Some years ago I made several consecutive shawl trials. First I had a brilliant idea, that half a shawl later turned out not working technically, so I made some changes to the idea and started over. After several trials and errors there was success: I published Crayon Play pattern in late 2015.
The shape of the shawl was so good that I wanted to knit more of them. A couple of years later I finished Crayon Fade, that is almost the same as Crayon Play, but there are some improvements to the stitches. The colors, then again, are used completely differently. While the point of Crayon Play was to use a yarn with high contrast and tune it down with a solid color yarn, Crayon Fade – as you might have guessed from the name alone – fades one color to another.

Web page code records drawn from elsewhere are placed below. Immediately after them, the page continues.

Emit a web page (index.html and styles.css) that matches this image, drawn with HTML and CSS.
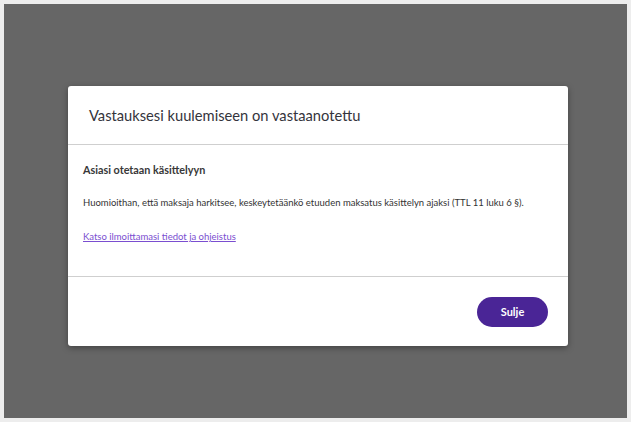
FILE: index.html
```html
<!DOCTYPE html>
<html lang="fi">
<head>
<meta charset="utf-8">
<link rel="stylesheet" href="styles.css">
</head>
<body>
<div class="overlay">
  <div class="modal" role="dialog">
    <div class="modal-header">
      <h2 class="modal-title">Vastauksesi kuulemiseen on vastaanotettu</h2>
    </div>
    <div class="modal-body">
      <h3 class="body-title">Asiasi otetaan käsittelyyn</h3>
      <p class="body-text">Huomioithan, että maksaja harkitsee, keskeytetäänkö etuuden maksatus käsittelyn ajaksi (TTL 11 luku 6 §).</p>
      <a class="body-link" href="#">Katso ilmoittamasi tiedot ja ohjeistus</a>
    </div>
    <div class="modal-footer">
      <button class="btn-close" type="button">Sulje</button>
    </div>
  </div>
</div>
</body>
</html>
```

FILE: styles.css
```css
html, body {
  margin: 0;
  padding: 0;
}
body {
  background: #ededed;
  padding: 4px;
  font-family: Lato, "Open Sans", sans-serif;
  color: #333;
}
.overlay {
  background: #666666;
  width: 623px;
  height: 414px;
  padding: 82px 0 0 64px;
  box-sizing: border-box;
}
.modal {
  width: 500px;
  background: #fff;
  border-radius: 3px;
  box-shadow: 0 2px 6px rgba(0,0,0,0.35);
  display: flex;
  flex-direction: column;
}
.modal-header {
  height: 58px;
  display: flex;
  align-items: center;
  padding: 0 21px;
  border-bottom: 1px solid #cfcfcf;
}
.modal-title {
  margin: 0;
  font-size: 14.7px;
  font-weight: 400;
  color: #34343c;
}
.modal-body {
  height: 132px;
  box-sizing: border-box;
  padding: 18px 15px 0;
  border-bottom: 1px solid #cfcfcf;
  display: flex;
  flex-direction: column;
  align-items: flex-start;
}
.body-title {
  margin: 0;
  font-size: 10.8px;
  font-weight: 700;
  color: #383838;
  line-height: 14px;
}
.body-text {
  margin: 20px 0 0;
  font-size: 9.5px;
  line-height: 12px;
  color: #333;
}
.body-link {
  margin-top: 22px;
  font-size: 9.5px;
  line-height: 12px;
  color: #7a4ed0;
  text-decoration: underline;
}
.modal-footer {
  height: 69px;
  display: flex;
  align-items: center;
  justify-content: flex-end;
  padding: 0 20px;
}
.btn-close {
  width: 71px;
  height: 30px;
  border: none;
  border-radius: 15px;
  background: #4a2596;
  color: #fff;
  font-family: Lato, sans-serif;
  font-size: 11px;
  font-weight: 700;
  cursor: pointer;
}
```
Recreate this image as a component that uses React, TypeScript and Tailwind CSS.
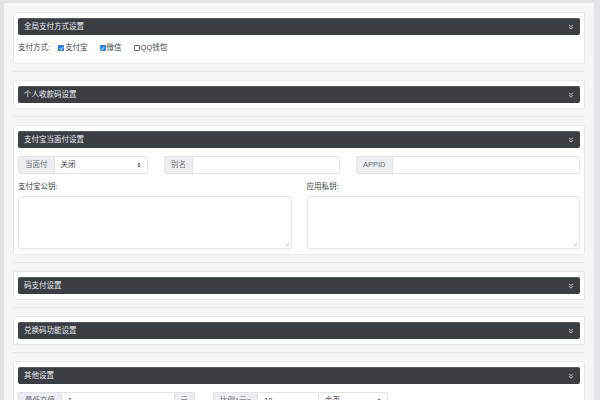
import type { ReactNode } from 'react'

const font = "font-['Liberation_Sans','Noto_Sans_CJK_SC',sans-serif]"

function DoubleDown() {
  return (
    <svg width="6" height="6" viewBox="0 0 6 6" className="text-[#9a9da2]">
      <path d="M1 0.8 L3 2.6 L5 0.8" fill="none" stroke="currentColor" strokeWidth="1.1" />
      <path d="M1 3.2 L3 5 L5 3.2" fill="none" stroke="currentColor" strokeWidth="1.1" />
    </svg>
  )
}

function UpDown() {
  return (
    <svg width="4" height="6" viewBox="0 0 4 6" className="text-[#555]">
      <path d="M0.3 2.4 L2 0.4 L3.7 2.4 Z" fill="currentColor" />
      <path d="M0.3 3.6 L2 5.6 L3.7 3.6 Z" fill="currentColor" />
    </svg>
  )
}

function Check({ checked, label }: { checked?: boolean; label: string }) {
  return (
    <span className="flex items-center gap-[1px]">
      {checked ? (
        <span className="flex h-[6px] w-[6px] items-center justify-center rounded-[1px] bg-[#2f7ee6]">
          <svg width="5" height="5" viewBox="0 0 5 5">
            <path d="M0.8 2.6 L2 3.8 L4.2 1.1" fill="none" stroke="#fff" strokeWidth="0.9" />
          </svg>
        </span>
      ) : (
        <span className="h-[6px] w-[6px] rounded-[1px] border border-[#6b6b6b] bg-white" />
      )}
      <span>{label}</span>
    </span>
  )
}

function Card({ title, children }: { title: string; children?: ReactNode }) {
  return (
    <div className="rounded-[2px] border border-[#e7e9ec] bg-white px-[4px] py-[5px]">
      <div className="flex h-[17px] items-center justify-between rounded-[2px] border-t border-[#55585d] bg-[#3a3d42] pl-[6px] pr-[6px] text-[7.5px] text-[#eef0f2]">
        <span>{title}</span>
        <DoubleDown />
      </div>
      {children}
    </div>
  )
}

function Divider() {
  return <div className="mt-[7px] mb-[8px] h-px bg-[#e7e9ec]" />
}

function Addon({ children }: { children: ReactNode }) {
  return (
    <span className="flex items-center bg-[#eceef1] px-[6px] text-[#6c6f73]">{children}</span>
  )
}

function TextBox({ label }: { label: string }) {
  return (
    <div>
      <div className="flex h-[10px] items-center">{label}</div>
      <div className="relative mt-[4px]">
        <textarea className="block h-[53px] w-full resize-none rounded-[2px] border border-[#e2e5e9] bg-white outline-none" />
        {/* resize grip */}
        <svg width="5" height="5" viewBox="0 0 5 5" className="absolute bottom-[2px] right-[2px]">
          <path d="M0.5 4.5 L4.5 0.5 M2.5 4.5 L4.5 2.5" stroke="#b5b8bc" strokeWidth="0.7" />
        </svg>
      </div>
    </div>
  )
}

export default function App() {
  return (
    <div className={`${font} h-[400px] w-[600px] overflow-hidden bg-[#e3e5e9] pt-[3px] pl-[4px] pr-[6px] text-[7.5px] text-[#3c3f44]`}>
      <div className="h-full bg-[#f5f6f8] px-[9px] pt-[9px]">
        <Card title="全局支付方式设置">
          <div className="mt-[7px] mb-[4px] flex h-[12px] items-center gap-[12px]">
            <span className="mr-[-4px]">支付方式:</span>
            <Check checked label="支付宝" />
            <Check checked label="微信" />
            <Check label="QQ钱包" />
          </div>
        </Card>
        <Divider />
        <Card title="个人收款码设置" />
        <Divider />
        <Card title="支付宝当面付设置">
          <div className="mt-[8px] flex h-[18px] gap-[16px]">
            <div className="flex w-[130px] overflow-hidden rounded-[2px] border border-[#dfe2e6]">
              <Addon>当面付</Addon>
              <div className="flex flex-1 items-center justify-between border-l border-[#dfe2e6] pl-[6px] pr-[6px]">
                <span>关闭</span>
                <UpDown />
              </div>
            </div>
            <div className="flex w-[176px] overflow-hidden rounded-[2px] border border-[#dfe2e6]">
              <Addon>别名</Addon>
              <div className="flex-1 border-l border-[#dfe2e6]" />
            </div>
            <div className="flex flex-1 overflow-hidden rounded-[2px] border border-[#dfe2e6]">
              <Addon>APPID</Addon>
              <div className="flex-1 border-l border-[#dfe2e6]" />
            </div>
          </div>
          <div className="mt-[8px] grid grid-cols-2 gap-[15px]">
            <TextBox label="支付宝公钥:" />
            <TextBox label="应用私钥:" />
          </div>
        </Card>
        <Divider />
        <Card title="码支付设置" />
        <Divider />
        <Card title="兑换码功能设置" />
        <Divider />
        <Card title="其他设置">
          <div className="mt-[8px] flex h-[18px] gap-[18px]">
            <div className="flex w-[177px] overflow-hidden rounded-[2px] border border-[#dfe2e6]">
              <Addon>最低充值</Addon>
              <div className="flex flex-1 items-center border-x border-[#dfe2e6] pl-[6px]">1</div>
              <Addon>元</Addon>
            </div>
            <div className="flex w-[175px] overflow-hidden rounded-[2px] border border-[#dfe2e6]">
              <Addon>比例1元=</Addon>
              <div className="flex w-[62px] items-center border-x border-[#dfe2e6] pl-[6px]">10</div>
              <div className="flex flex-1 items-center justify-between pl-[6px] pr-[6px]">
                <span>金币</span>
                <UpDown />
              </div>
            </div>
          </div>
        </Card>
      </div>
    </div>
  )
}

I really love the colors of the prototype Crayon Fade. The size and shape work very well, though next time I’ll probably knit either the medium or large size instead of the small size. I’m tall and have broad shoulders, so a bigger shawl will work even better than the one I’ve already made. The idea of the next shawl is some sort of a bullseye. I guess I’ll need to spread out my yarns to pick!
The shawl is started from the center with Judy’s Magic Cast-on. You cast on several hundred stitches, and then work outwards. Increases are made is such spots that you achieve the shape: the ends need increases so that the shawl remains flat, the bottom half of the shawl has increases to make it slightly curved. That makes it stay on the shoulders better. There are only few places to increase on every other round, so this shawl is brilliant for tv-knitting! The outer edge of the shawl has a ruffle partly to prevent the edge from rolling, partly because ruffles look gorgeous.

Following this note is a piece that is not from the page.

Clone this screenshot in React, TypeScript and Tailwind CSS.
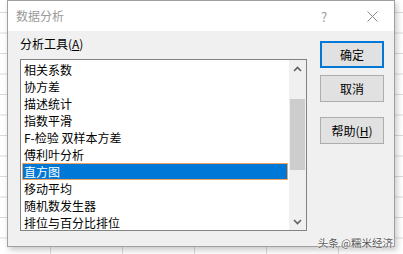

Pihta and Huippu mittens are worked in stranded knitting with two colors. The cuff is simple ribbing, using one color only, to make it comfortably stretchy.
The colorwork patterns are very simple. The palms are plain pinstripe, as are the tumbs of Pihta. Huippu thumbs have a small upside down “V” in the gusset, the rest is pinstripe. The back of the hand has checkerboard patterning on top of pinstripe. Pihta has upside down “V” motifs, while Huippu shows a silhouette of a line of mountains – especially my blue and light grey model mittens look like mountains.
Both Pihta and Huippu patterns are easy for stranded knitting. The floats are short, there are only few five stitch floats, the rest are mainly one or two stitches long. The colorwork pattern is simple so you don’t need to pay as much attention to the charts as with more complicated patterns. Since there is almost an equal number of stitches for both colors and the floats are short, it should be effortless to keep the tension of the yarn even, which makes knitting rather pleasant. In all, these patterns will probably suit beginner stranded knitters.
The top of the palm is grafted, as well as the top of the Pihta thumbs. Huippu thumbs have decreases making the top more round.
Pihta is a Finnish word that means fir – the back of the hand patterning reminds me of these evergreen coniferous trees. Huippu then again means peak, as well as something very good.
Pihta and Huippu patterns are now available in my Ravelry store: Pihta, Huippu.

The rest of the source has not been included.